— Exercise —
Return every line below as is, leaving out the pictures.

— Dataset content —

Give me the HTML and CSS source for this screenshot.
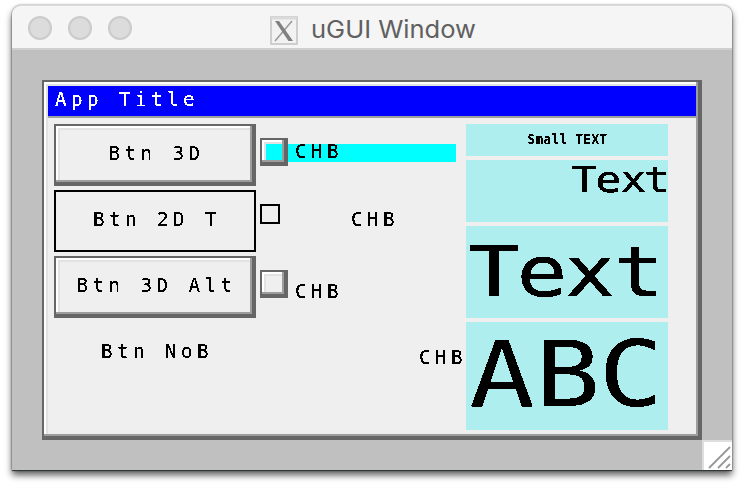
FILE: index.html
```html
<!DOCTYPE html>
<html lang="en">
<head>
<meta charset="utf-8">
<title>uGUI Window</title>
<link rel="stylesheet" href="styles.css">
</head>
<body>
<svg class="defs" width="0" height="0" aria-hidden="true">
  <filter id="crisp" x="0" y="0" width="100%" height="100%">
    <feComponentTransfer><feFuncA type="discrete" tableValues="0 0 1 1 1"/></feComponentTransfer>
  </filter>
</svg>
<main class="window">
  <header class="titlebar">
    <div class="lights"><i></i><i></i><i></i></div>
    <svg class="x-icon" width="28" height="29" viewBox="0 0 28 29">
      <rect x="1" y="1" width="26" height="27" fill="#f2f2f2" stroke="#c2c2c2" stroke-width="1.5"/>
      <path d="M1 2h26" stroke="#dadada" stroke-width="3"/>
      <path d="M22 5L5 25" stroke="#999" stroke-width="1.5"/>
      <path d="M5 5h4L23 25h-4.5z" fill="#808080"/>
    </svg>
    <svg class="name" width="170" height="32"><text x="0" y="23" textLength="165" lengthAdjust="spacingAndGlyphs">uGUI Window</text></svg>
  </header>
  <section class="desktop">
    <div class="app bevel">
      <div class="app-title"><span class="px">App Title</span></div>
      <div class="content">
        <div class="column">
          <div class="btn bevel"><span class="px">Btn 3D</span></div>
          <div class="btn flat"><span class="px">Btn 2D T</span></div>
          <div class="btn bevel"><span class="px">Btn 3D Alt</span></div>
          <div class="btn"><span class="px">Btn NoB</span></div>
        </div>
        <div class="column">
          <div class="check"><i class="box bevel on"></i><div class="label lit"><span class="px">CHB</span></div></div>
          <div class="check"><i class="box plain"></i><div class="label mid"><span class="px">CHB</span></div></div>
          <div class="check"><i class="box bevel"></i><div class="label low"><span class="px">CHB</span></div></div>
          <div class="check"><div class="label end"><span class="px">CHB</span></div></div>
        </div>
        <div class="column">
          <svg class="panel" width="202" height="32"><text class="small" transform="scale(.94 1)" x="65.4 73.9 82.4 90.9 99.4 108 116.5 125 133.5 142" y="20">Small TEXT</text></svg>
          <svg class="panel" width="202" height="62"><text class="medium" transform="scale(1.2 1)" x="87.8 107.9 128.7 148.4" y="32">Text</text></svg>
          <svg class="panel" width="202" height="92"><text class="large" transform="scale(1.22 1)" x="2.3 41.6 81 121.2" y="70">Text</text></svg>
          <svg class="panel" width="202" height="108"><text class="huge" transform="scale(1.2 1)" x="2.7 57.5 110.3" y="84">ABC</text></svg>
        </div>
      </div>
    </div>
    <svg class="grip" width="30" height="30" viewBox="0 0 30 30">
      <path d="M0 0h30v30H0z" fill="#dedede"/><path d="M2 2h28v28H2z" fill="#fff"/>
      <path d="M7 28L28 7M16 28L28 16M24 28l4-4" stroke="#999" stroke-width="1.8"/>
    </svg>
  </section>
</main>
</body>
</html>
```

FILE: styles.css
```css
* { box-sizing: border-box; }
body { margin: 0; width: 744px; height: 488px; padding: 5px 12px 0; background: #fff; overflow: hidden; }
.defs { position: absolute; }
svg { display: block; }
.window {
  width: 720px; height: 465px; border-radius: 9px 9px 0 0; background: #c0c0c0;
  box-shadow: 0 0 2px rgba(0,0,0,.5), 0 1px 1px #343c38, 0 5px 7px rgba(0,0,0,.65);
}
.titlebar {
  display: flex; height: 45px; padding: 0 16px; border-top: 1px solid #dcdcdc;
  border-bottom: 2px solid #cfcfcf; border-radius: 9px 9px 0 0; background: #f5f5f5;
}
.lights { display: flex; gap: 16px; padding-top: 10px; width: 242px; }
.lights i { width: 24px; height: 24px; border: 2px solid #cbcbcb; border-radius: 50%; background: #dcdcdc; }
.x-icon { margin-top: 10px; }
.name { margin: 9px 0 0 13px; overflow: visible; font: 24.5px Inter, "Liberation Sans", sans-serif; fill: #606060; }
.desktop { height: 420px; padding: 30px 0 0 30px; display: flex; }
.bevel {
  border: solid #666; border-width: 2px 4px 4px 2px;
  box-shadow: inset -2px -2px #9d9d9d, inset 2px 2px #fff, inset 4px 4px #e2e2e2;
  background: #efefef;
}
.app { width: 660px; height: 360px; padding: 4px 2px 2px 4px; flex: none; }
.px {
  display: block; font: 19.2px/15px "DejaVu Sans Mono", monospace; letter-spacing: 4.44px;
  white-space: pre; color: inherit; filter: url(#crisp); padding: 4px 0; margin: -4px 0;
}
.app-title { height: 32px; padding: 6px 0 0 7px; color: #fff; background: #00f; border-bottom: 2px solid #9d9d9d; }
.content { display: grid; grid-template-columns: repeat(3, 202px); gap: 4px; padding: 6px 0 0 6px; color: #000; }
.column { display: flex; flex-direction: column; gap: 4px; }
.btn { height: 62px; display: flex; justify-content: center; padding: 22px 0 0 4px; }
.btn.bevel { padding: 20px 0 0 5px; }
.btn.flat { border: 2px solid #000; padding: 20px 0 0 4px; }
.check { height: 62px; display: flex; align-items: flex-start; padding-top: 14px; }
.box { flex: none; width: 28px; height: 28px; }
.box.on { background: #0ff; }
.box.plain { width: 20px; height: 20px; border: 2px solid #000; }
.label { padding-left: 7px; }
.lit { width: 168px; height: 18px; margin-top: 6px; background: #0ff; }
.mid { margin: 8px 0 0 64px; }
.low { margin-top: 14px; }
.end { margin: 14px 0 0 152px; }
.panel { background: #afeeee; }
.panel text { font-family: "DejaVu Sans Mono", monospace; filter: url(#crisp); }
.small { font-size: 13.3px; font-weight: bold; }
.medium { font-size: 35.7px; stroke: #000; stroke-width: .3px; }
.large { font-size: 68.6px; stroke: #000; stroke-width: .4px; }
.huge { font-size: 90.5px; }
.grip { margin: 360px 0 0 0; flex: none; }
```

— Exercise result —
Give me the HTML and CSS source for this screenshot.
FILE: index.html
```html
<!DOCTYPE html>
<html lang="en">
<head>
<meta charset="utf-8">
<title>uGUI Window</title>
<link rel="stylesheet" href="styles.css">
</head>
<body>
<svg class="defs" width="0" height="0" aria-hidden="true">
  <filter id="crisp" x="0" y="0" width="100%" height="100%">
    <feComponentTransfer><feFuncA type="discrete" tableValues="0 0 1 1 1"/></feComponentTransfer>
  </filter>
</svg>
<main class="window">
  <header class="titlebar">
    <div class="lights"><i></i><i></i><i></i></div>
    <svg class="x-icon" width="28" height="29" viewBox="0 0 28 29">
      <rect x="1" y="1" width="26" height="27" fill="#f2f2f2" stroke="#c2c2c2" stroke-width="1.5"/>
      <path d="M1 2h26" stroke="#dadada" stroke-width="3"/>
      <path d="M22 5L5 25" stroke="#999" stroke-width="1.5"/>
      <path d="M5 5h4L23 25h-4.5z" fill="#808080"/>
    </svg>
    <svg class="name" width="170" height="32"><text x="0" y="23" textLength="165" lengthAdjust="spacingAndGlyphs">uGUI Window</text></svg>
  </header>
  <section class="desktop">
    <div class="app bevel">
      <div class="app-title"><span class="px">App Title</span></div>
      <div class="content">
        <div class="column">
          <div class="btn bevel"><span class="px">Btn 3D</span></div>
          <div class="btn flat"><span class="px">Btn 2D T</span></div>
          <div class="btn bevel"><span class="px">Btn 3D Alt</span></div>
          <div class="btn"><span class="px">Btn NoB</span></div>
        </div>
        <div class="column">
          <div class="check"><i class="box bevel on"></i><div class="label lit"><span class="px">CHB</span></div></div>
          <div class="check"><i class="box plain"></i><div class="label mid"><span class="px">CHB</span></div></div>
          <div class="check"><i class="box bevel"></i><div class="label low"><span class="px">CHB</span></div></div>
          <div class="check"><div class="label end"><span class="px">CHB</span></div></div>
        </div>
        <div class="column">
          <svg class="panel" width="202" height="32"><text class="small" transform="scale(.94 1)" x="65.4 73.9 82.4 90.9 99.4 108 116.5 125 133.5 142" y="20">Small TEXT</text></svg>
          <svg class="panel" width="202" height="62"><text class="medium" transform="scale(1.2 1)" x="87.8 107.9 128.7 148.4" y="32">Text</text></svg>
          <svg class="panel" width="202" height="92"><text class="large" transform="scale(1.22 1)" x="2.3 41.6 81 121.2" y="70">Text</text></svg>
          <svg class="panel" width="202" height="108"><text class="huge" transform="scale(1.2 1)" x="2.7 57.5 110.3" y="84">ABC</text></svg>
        </div>
      </div>
    </div>
    <svg class="grip" width="30" height="30" viewBox="0 0 30 30">
      <path d="M0 0h30v30H0z" fill="#dedede"/><path d="M2 2h28v28H2z" fill="#fff"/>
      <path d="M7 28L28 7M16 28L28 16M24 28l4-4" stroke="#999" stroke-width="1.8"/>
    </svg>
  </section>
</main>
</body>
</html>
```

FILE: styles.css
```css
* { box-sizing: border-box; }
body { margin: 0; width: 744px; height: 488px; padding: 5px 12px 0; background: #fff; overflow: hidden; }
.defs { position: absolute; }
svg { display: block; }
.window {
  width: 720px; height: 465px; border-radius: 9px 9px 0 0; background: #c0c0c0;
  box-shadow: 0 0 2px rgba(0,0,0,.5), 0 1px 1px #343c38, 0 5px 7px rgba(0,0,0,.65);
}
.titlebar {
  display: flex; height: 45px; padding: 0 16px; border-top: 1px solid #dcdcdc;
  border-bottom: 2px solid #cfcfcf; border-radius: 9px 9px 0 0; background: #f5f5f5;
}
.lights { display: flex; gap: 16px; padding-top: 10px; width: 242px; }
.lights i { width: 24px; height: 24px; border: 2px solid #cbcbcb; border-radius: 50%; background: #dcdcdc; }
.x-icon { margin-top: 10px; }
.name { margin: 9px 0 0 13px; overflow: visible; font: 24.5px Inter, "Liberation Sans", sans-serif; fill: #606060; }
.desktop { height: 420px; padding: 30px 0 0 30px; display: flex; }
.bevel {
  border: solid #666; border-width: 2px 4px 4px 2px;
  box-shadow: inset -2px -2px #9d9d9d, inset 2px 2px #fff, inset 4px 4px #e2e2e2;
  background: #efefef;
}
.app { width: 660px; height: 360px; padding: 4px 2px 2px 4px; flex: none; }
.px {
  display: block; font: 19.2px/15px "DejaVu Sans Mono", monospace; letter-spacing: 4.44px;
  white-space: pre; color: inherit; filter: url(#crisp); padding: 4px 0; margin: -4px 0;
}
.app-title { height: 32px; padding: 6px 0 0 7px; color: #fff; background: #00f; border-bottom: 2px solid #9d9d9d; }
.content { display: grid; grid-template-columns: repeat(3, 202px); gap: 4px; padding: 6px 0 0 6px; color: #000; }
.column { display: flex; flex-direction: column; gap: 4px; }
.btn { height: 62px; display: flex; justify-content: center; padding: 22px 0 0 4px; }
.btn.bevel { padding: 20px 0 0 5px; }
.btn.flat { border: 2px solid #000; padding: 20px 0 0 4px; }
.check { height: 62px; display: flex; align-items: flex-start; padding-top: 14px; }
.box { flex: none; width: 28px; height: 28px; }
.box.on { background: #0ff; }
.box.plain { width: 20px; height: 20px; border: 2px solid #000; }
.label { padding-left: 7px; }
.lit { width: 168px; height: 18px; margin-top: 6px; background: #0ff; }
.mid { margin: 8px 0 0 64px; }
.low { margin-top: 14px; }
.end { margin: 14px 0 0 152px; }
.panel { background: #afeeee; }
.panel text { font-family: "DejaVu Sans Mono", monospace; filter: url(#crisp); }
.small { font-size: 13.3px; font-weight: bold; }
.medium { font-size: 35.7px; stroke: #000; stroke-width: .3px; }
.large { font-size: 68.6px; stroke: #000; stroke-width: .4px; }
.huge { font-size: 90.5px; }
.grip { margin: 360px 0 0 0; flex: none; }
```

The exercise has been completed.